The Construction, Forestry, Mining and Energy Union (CFMEU) commenced proceedings against the employer, and argued that the removal of accommodation and the LAHA was a contravention of the enterprise agreement, and was also adverse action that was taken because employees exercised a workplace right to participate in protected industrial action (and therefore a breach of the general protections provisions of the FW Act). The employer argued that the provision of accommodation was a ‘payment’ within the meaning of section 470 of the FW Act, and that there was no adverse action because the action was ‘authorised’ by section 470 of the FW Act.2
In late 2012, Justice Gilmour of the Federal Court of Australia upheld the first instance decision of Federal Magistrate Lucev3 that the provision of accommodation was a ‘payment’ for the purposes of section 470 of the FW Act, and therefore the employer did not breach the general protections provisions of the FW Act.4 Justice Gilmour concluded that a ‘payment’ under section 470 should not be construed narrowly, and extended to ‘payments in kind’. This included the benefit of accommodation provided ‘to enable the employees to be in a position to perform their employment and earn their pay.’
The CFMEU appealed the decision of Justice Gilmour to the High Court of Australia.

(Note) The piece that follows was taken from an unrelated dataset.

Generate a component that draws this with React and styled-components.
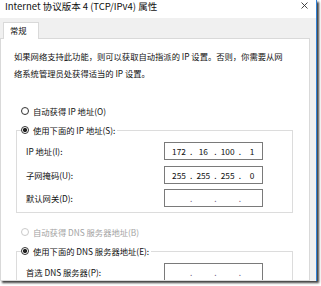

What were the findings of the High Court?
In a unanimous decision, Justices Crennan, Kiefel, Bell, Gageler and Keane allowed the appeal against Justice Gilmour’s decision and remitted the matter back to the Federal Circuit Court.
The High Court considered that the purpose of section 470 is to prohibit ‘strike pay’ – that is, payments by an employer to ‘make up’ in whole or part wages not earned by an employee during periods of industrial action. The High Court concluded that for there to be a ‘payment’, there needed to be a ‘payment in money’ to the employee. This was supported by the use of the words ‘pay’ and ‘payment’ in other parts of the FW Act.5
While the High Court considered that the provision of accommodation by an employer to an employee is likely to involve the transfer of an economic benefit from the employer to the employee, the transfer of that benefit did not mean that the provision of accommodation was a ‘payment’ to the employee of that sum. As the provision of accommodation was not a payment of money, nor provided in relation to the non-performance of work during the period of industrial action, the High Court concluded that it was not a ‘payment made in relation to the total duration of the industrial action.’6
What does this mean for employers?
This decision is particularly important for employers that have fly-in-fly-out arrangements, and for workplaces that rely on the provision of non-monetary benefits such as subsidised accommodation. The High Court’s decision confirms that employers must continue providing non-monetary benefits, that employees would normally be entitled to, during periods of protected industrial action, to avoid breaching the general protections provisions of the FW Act.
The High Court’s decision is consistent with the Fair Work Act Review Panel’s recommendation in 2012 that the provision of accommodation should not constitute ‘payment’ under section 470 of the FW Act. The Fair Work Act Review Panel was concerned that the first instance decision of Federal Magistrate Lucev undermined the capacity for employees who live away from home for work in accommodation provided by their employer to take protected industrial action, and had significant potential to create practical problems for employers when employees take short periods of industrial action.
In its decision, the High Court did state that whether the prohibition is intended to capture any given ‘payment’ may depend on the circumstances of the case. For example, a payment by way of a gift might be caught of the circumstances were such to show that it was made by way of recompense for wages not earned.